We deal with the problem of learning sets of rules from datasets, 
where the data instances are represented by graphs. We focus on three 
particular subjects. First of all, we present a new, statistical approach 
to rule learning. Doing so, we address two of the problems inherent in 
traditional rule learning: The computational hardness of finding rule 
sets with low training error and the need for capacity control to avoid 
overfitting. The chosen representation involves weights attached to
rules. Instead of optimizing the error rate directly, we optimize for 
rule sets that have large margin and low variance. To avoid overfitting, 
we propose a model selection strategy that utilizes a novel concentration 
inequality. Second, generating a suitable set of rules for structured data 
is a non-trivial task due to the vast number of potential candidates. 

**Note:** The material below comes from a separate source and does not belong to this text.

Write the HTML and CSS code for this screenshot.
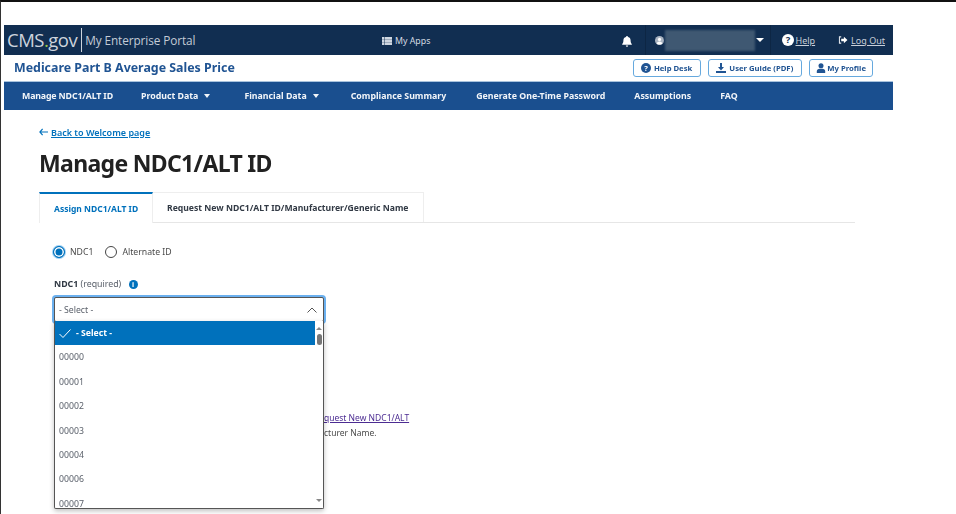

Ideally, one would like to pick a small, but informative set of structural 
features, each providing complementary information
about the instances. We frame the search for a suitable feature set as a 
combinatorial optimization problem and propose a stochastic local search 
algorithm for solving it. Third, we take a kernel-based approach to 
inductive transfer on structured data, that is, we aim at finding a 
kernel that works well on a new structured dataset given a range of 
different, but related datasets. To find such a kernel, we apply convex 
optimization on two levels. On the base level, we propose an iterative 
procedure to generate kernels that generalize well on the known datasets. 
On the meta level, we combine those kernels in a minimization criterion 
to predict a suitable kernel for the new data.